:: RECORDED DATA
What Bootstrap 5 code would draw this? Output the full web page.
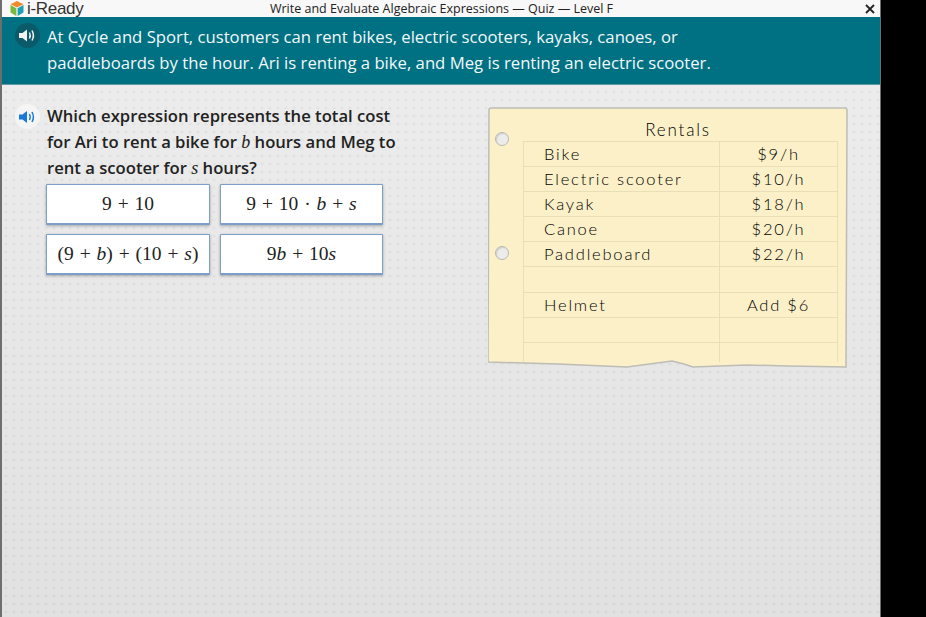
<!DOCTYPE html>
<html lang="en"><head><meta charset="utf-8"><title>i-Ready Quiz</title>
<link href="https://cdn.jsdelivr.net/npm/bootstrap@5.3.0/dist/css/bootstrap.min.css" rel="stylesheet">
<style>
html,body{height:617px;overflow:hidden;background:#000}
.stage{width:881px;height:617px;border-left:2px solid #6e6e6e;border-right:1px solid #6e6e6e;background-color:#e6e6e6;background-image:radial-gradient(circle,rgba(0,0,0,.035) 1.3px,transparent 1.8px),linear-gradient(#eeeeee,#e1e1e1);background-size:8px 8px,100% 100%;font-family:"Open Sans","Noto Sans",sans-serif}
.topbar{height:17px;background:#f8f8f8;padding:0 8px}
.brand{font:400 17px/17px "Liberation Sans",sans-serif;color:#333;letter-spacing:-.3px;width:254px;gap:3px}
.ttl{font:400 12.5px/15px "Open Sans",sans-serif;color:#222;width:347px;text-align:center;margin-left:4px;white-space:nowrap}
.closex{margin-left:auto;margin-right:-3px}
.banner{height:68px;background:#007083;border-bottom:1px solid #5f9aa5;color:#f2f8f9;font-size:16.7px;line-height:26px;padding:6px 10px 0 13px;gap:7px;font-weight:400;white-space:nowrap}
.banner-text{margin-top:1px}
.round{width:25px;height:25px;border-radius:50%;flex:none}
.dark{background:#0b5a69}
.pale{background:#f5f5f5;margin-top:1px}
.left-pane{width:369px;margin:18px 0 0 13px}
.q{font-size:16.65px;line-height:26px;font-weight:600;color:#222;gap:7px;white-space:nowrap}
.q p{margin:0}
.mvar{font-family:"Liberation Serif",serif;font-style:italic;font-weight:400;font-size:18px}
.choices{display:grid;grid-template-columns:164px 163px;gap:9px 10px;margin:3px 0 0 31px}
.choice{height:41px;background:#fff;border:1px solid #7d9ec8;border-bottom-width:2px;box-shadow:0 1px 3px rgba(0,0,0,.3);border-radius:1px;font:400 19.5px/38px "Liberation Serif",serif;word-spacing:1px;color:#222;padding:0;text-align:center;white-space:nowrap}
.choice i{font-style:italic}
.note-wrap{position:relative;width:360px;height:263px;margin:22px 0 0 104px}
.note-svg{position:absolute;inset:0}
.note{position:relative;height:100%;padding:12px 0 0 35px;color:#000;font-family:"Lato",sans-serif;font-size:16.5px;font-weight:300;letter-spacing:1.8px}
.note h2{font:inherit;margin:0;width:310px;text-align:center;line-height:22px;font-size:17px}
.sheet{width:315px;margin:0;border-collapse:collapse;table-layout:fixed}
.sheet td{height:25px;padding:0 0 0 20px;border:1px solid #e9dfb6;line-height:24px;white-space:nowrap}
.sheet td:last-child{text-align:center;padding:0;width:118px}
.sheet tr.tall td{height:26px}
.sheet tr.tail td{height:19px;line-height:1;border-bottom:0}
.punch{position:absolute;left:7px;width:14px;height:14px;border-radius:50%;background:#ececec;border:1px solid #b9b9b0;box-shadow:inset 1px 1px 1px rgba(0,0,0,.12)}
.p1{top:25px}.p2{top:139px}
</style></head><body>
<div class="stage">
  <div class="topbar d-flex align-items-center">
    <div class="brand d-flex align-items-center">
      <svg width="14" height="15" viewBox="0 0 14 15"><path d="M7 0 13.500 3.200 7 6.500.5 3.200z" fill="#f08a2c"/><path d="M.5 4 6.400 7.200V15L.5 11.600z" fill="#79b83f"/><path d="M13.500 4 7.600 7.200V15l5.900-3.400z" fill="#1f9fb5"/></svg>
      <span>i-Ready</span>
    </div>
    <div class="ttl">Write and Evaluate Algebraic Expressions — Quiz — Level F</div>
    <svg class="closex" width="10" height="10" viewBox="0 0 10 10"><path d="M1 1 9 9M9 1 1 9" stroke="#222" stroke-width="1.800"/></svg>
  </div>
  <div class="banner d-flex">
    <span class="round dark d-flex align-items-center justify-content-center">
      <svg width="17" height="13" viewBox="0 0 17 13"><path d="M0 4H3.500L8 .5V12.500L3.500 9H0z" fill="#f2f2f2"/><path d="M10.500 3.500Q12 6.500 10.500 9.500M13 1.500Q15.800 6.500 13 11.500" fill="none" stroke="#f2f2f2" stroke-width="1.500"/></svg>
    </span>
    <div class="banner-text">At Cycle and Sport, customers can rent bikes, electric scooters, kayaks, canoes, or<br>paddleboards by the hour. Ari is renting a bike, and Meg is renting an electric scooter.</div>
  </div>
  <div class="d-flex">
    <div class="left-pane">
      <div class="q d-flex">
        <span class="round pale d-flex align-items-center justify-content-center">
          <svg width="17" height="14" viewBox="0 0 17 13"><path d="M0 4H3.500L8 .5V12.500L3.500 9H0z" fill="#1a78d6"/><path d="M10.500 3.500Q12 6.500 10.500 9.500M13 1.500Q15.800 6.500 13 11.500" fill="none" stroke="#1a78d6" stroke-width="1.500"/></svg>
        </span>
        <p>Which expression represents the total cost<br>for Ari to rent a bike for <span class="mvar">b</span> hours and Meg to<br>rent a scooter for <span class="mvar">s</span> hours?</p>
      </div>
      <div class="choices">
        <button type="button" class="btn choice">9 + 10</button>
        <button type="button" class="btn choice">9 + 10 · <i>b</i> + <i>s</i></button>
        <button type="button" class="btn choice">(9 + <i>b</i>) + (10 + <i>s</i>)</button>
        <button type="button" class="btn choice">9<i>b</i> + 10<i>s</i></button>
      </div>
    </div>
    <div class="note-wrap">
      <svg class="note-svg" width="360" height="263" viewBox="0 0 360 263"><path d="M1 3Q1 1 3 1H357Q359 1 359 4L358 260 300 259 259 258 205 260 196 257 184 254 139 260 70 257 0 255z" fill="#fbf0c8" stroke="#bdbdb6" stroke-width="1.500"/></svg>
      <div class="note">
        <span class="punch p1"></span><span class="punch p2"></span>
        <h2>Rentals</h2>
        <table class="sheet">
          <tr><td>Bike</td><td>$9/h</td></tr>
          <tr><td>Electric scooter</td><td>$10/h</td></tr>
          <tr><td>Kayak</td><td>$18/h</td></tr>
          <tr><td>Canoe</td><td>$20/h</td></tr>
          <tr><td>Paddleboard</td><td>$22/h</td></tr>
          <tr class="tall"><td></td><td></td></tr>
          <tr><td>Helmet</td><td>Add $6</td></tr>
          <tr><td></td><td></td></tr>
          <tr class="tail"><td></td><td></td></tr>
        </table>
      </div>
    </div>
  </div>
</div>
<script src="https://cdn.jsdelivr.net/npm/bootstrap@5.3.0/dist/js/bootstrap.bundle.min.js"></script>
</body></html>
::::
▶ YOUR INSTRUCTIONS
Without the pictures, repeat the listing above exactly.

▶ TASK RESULT
What Bootstrap 5 code would draw this? Output the full web page.
<!DOCTYPE html>
<html lang="en"><head><meta charset="utf-8"><title>i-Ready Quiz</title>
<link href="https://cdn.jsdelivr.net/npm/bootstrap@5.3.0/dist/css/bootstrap.min.css" rel="stylesheet">
<style>
html,body{height:617px;overflow:hidden;background:#000}
.stage{width:881px;height:617px;border-left:2px solid #6e6e6e;border-right:1px solid #6e6e6e;background-color:#e6e6e6;background-image:radial-gradient(circle,rgba(0,0,0,.035) 1.3px,transparent 1.8px),linear-gradient(#eeeeee,#e1e1e1);background-size:8px 8px,100% 100%;font-family:"Open Sans","Noto Sans",sans-serif}
.topbar{height:17px;background:#f8f8f8;padding:0 8px}
.brand{font:400 17px/17px "Liberation Sans",sans-serif;color:#333;letter-spacing:-.3px;width:254px;gap:3px}
.ttl{font:400 12.5px/15px "Open Sans",sans-serif;color:#222;width:347px;text-align:center;margin-left:4px;white-space:nowrap}
.closex{margin-left:auto;margin-right:-3px}
.banner{height:68px;background:#007083;border-bottom:1px solid #5f9aa5;color:#f2f8f9;font-size:16.7px;line-height:26px;padding:6px 10px 0 13px;gap:7px;font-weight:400;white-space:nowrap}
.banner-text{margin-top:1px}
.round{width:25px;height:25px;border-radius:50%;flex:none}
.dark{background:#0b5a69}
.pale{background:#f5f5f5;margin-top:1px}
.left-pane{width:369px;margin:18px 0 0 13px}
.q{font-size:16.65px;line-height:26px;font-weight:600;color:#222;gap:7px;white-space:nowrap}
.q p{margin:0}
.mvar{font-family:"Liberation Serif",serif;font-style:italic;font-weight:400;font-size:18px}
.choices{display:grid;grid-template-columns:164px 163px;gap:9px 10px;margin:3px 0 0 31px}
.choice{height:41px;background:#fff;border:1px solid #7d9ec8;border-bottom-width:2px;box-shadow:0 1px 3px rgba(0,0,0,.3);border-radius:1px;font:400 19.5px/38px "Liberation Serif",serif;word-spacing:1px;color:#222;padding:0;text-align:center;white-space:nowrap}
.choice i{font-style:italic}
.note-wrap{position:relative;width:360px;height:263px;margin:22px 0 0 104px}
.note-svg{position:absolute;inset:0}
.note{position:relative;height:100%;padding:12px 0 0 35px;color:#000;font-family:"Lato",sans-serif;font-size:16.5px;font-weight:300;letter-spacing:1.8px}
.note h2{font:inherit;margin:0;width:310px;text-align:center;line-height:22px;font-size:17px}
.sheet{width:315px;margin:0;border-collapse:collapse;table-layout:fixed}
.sheet td{height:25px;padding:0 0 0 20px;border:1px solid #e9dfb6;line-height:24px;white-space:nowrap}
.sheet td:last-child{text-align:center;padding:0;width:118px}
.sheet tr.tall td{height:26px}
.sheet tr.tail td{height:19px;line-height:1;border-bottom:0}
.punch{position:absolute;left:7px;width:14px;height:14px;border-radius:50%;background:#ececec;border:1px solid #b9b9b0;box-shadow:inset 1px 1px 1px rgba(0,0,0,.12)}
.p1{top:25px}.p2{top:139px}
</style></head><body>
<div class="stage">
  <div class="topbar d-flex align-items-center">
    <div class="brand d-flex align-items-center">
      <svg width="14" height="15" viewBox="0 0 14 15"><path d="M7 0 13.500 3.200 7 6.500.5 3.200z" fill="#f08a2c"/><path d="M.5 4 6.400 7.200V15L.5 11.600z" fill="#79b83f"/><path d="M13.500 4 7.600 7.200V15l5.900-3.400z" fill="#1f9fb5"/></svg>
      <span>i-Ready</span>
    </div>
    <div class="ttl">Write and Evaluate Algebraic Expressions — Quiz — Level F</div>
    <svg class="closex" width="10" height="10" viewBox="0 0 10 10"><path d="M1 1 9 9M9 1 1 9" stroke="#222" stroke-width="1.800"/></svg>
  </div>
  <div class="banner d-flex">
    <span class="round dark d-flex align-items-center justify-content-center">
      <svg width="17" height="13" viewBox="0 0 17 13"><path d="M0 4H3.500L8 .5V12.500L3.500 9H0z" fill="#f2f2f2"/><path d="M10.500 3.500Q12 6.500 10.500 9.500M13 1.500Q15.800 6.500 13 11.500" fill="none" stroke="#f2f2f2" stroke-width="1.500"/></svg>
    </span>
    <div class="banner-text">At Cycle and Sport, customers can rent bikes, electric scooters, kayaks, canoes, or<br>paddleboards by the hour. Ari is renting a bike, and Meg is renting an electric scooter.</div>
  </div>
  <div class="d-flex">
    <div class="left-pane">
      <div class="q d-flex">
        <span class="round pale d-flex align-items-center justify-content-center">
          <svg width="17" height="14" viewBox="0 0 17 13"><path d="M0 4H3.500L8 .5V12.500L3.500 9H0z" fill="#1a78d6"/><path d="M10.500 3.500Q12 6.500 10.500 9.500M13 1.500Q15.800 6.500 13 11.500" fill="none" stroke="#1a78d6" stroke-width="1.500"/></svg>
        </span>
        <p>Which expression represents the total cost<br>for Ari to rent a bike for <span class="mvar">b</span> hours and Meg to<br>rent a scooter for <span class="mvar">s</span> hours?</p>
      </div>
      <div class="choices">
        <button type="button" class="btn choice">9 + 10</button>
        <button type="button" class="btn choice">9 + 10 · <i>b</i> + <i>s</i></button>
        <button type="button" class="btn choice">(9 + <i>b</i>) + (10 + <i>s</i>)</button>
        <button type="button" class="btn choice">9<i>b</i> + 10<i>s</i></button>
      </div>
    </div>
    <div class="note-wrap">
      <svg class="note-svg" width="360" height="263" viewBox="0 0 360 263"><path d="M1 3Q1 1 3 1H357Q359 1 359 4L358 260 300 259 259 258 205 260 196 257 184 254 139 260 70 257 0 255z" fill="#fbf0c8" stroke="#bdbdb6" stroke-width="1.500"/></svg>
      <div class="note">
        <span class="punch p1"></span><span class="punch p2"></span>
        <h2>Rentals</h2>
        <table class="sheet">
          <tr><td>Bike</td><td>$9/h</td></tr>
          <tr><td>Electric scooter</td><td>$10/h</td></tr>
          <tr><td>Kayak</td><td>$18/h</td></tr>
          <tr><td>Canoe</td><td>$20/h</td></tr>
          <tr><td>Paddleboard</td><td>$22/h</td></tr>
          <tr class="tall"><td></td><td></td></tr>
          <tr><td>Helmet</td><td>Add $6</td></tr>
          <tr><td></td><td></td></tr>
          <tr class="tail"><td></td><td></td></tr>
        </table>
      </div>
    </div>
  </div>
</div>
<script src="https://cdn.jsdelivr.net/npm/bootstrap@5.3.0/dist/js/bootstrap.bundle.min.js"></script>
</body></html>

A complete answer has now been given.